Couple travels almost 8,000 miles to save the life of their first child
Anne Briggs always longed to be a mom.
But after having no menstrual cycle for over a decade, she knew when she married her husband Mark in 2020 that conceiving a child naturally would be unlikely.
After a failed IVF transfer in March of 2021, Anne was thrilled to discover she was naturally pregnant in August of last year. But at her 20-week ultrasound, doctors in Taiwan, where she now lives, noticed an abnormal buildup of fluid around the baby’s lungs, known as pleural effusion. The fluid sometimes dissipates on its own, but in other cases, fetal intervention is needed to prevent complications and allow any chance of survival for the infant.
“Our entire world was rocked,” Anne said. “We were told our baby would not survive and were advised to terminate the pregnancy, but Mark and I knew that wasn’t an option.”
Through a mutual friend in her hometown of Dallas, Anne was put in contact with Ramesha Papanna, MD, MPH, a maternal-fetal medicine physician in the Department of Obstetrics, Gynecology, and Reproductive Sciences, and The Fetal Center at Children’s Memorial Hermann Hospital.
“When I was first introduced to Anne and Mark, my immediate goal was to try and put them in touch with an expert in the eastern hemisphere that could help them,” Papanna said.
Papanna spent the next few weeks staying up late to join virtual appointments with Anne and Mark and monitor the baby’s progress. But as time went on, the fluid never dissipated.
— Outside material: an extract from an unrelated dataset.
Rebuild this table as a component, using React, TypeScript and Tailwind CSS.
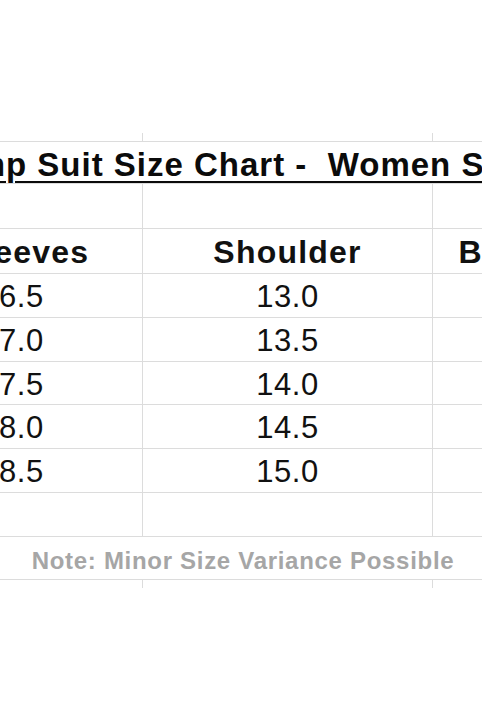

Doctors in Taiwan attempted several procedures to reduce the fluid, but when they were unsuccessful, Papanna knew he had to find a way to get the family to Houston.
“Unfortunately, they weren’t finding the care they needed and the interventions that providers in Taiwan offered were unsuccessful, and because of that, they were told to terminate the pregnancy. I knew that with our expertise in Houston and the right tools, the baby would have a 90% chance of survival. So, I told Anne, if you want to get to Houston, I will get the tools we need to do this surgery,” Papanna said.
To get those tools, he reached out to a friend, Greg Ryan, MD, head of the Ontario Fetal Centre in Toronto and Ryan overnighted the necessary shunt.
“Dr. Papanna did a virtual ultrasound on me when I was 24 weeks and he told us he thought the baby looked healthy enough to fly to Houston and we didn’t think twice about it. We were told to expect to stay a long period of time and so Mark and I went home, packed our bags, and booked the first flight we could. We knew this was the right choice for us,” Anne said.
On Christmas Day, Anne and Mark made the 24-hour trip from Taiwan to Houston, and on Dec. 26, Papanna performed fetal surgery to place a thoraco-amniotic shunt to help drain the fluid.
“This was not a major procedure. We went in while Anne was under local sedation and it took about three minutes to get into the chest cavity of the fetus to place the shunt. It was done quickly with no complications,” Papanna said.
Nearly three months later on March 18, Anne gave birth to a beautiful and healthy baby girl – Abigail Hope Cheng.
“Once she was here, all our worries went away,” Anne said. “It was such a relief. She is here, she is happy and healthy, and all we could ever ask for. We are so incredibly thankful for Dr. Papanna and everything he did for us.”
During the process, Anne and Mark received loving support from family and friends and was deeply thankful to Papanna for saving their daughter. Instead of the usual gifts for a first baby, the couple asked for donations to be made to Papanna and his research lab at UTHealth Houston. They recently presented him with a check.
Anne, who never thought she would be a mom, celebrated her first Mother’s Day this month.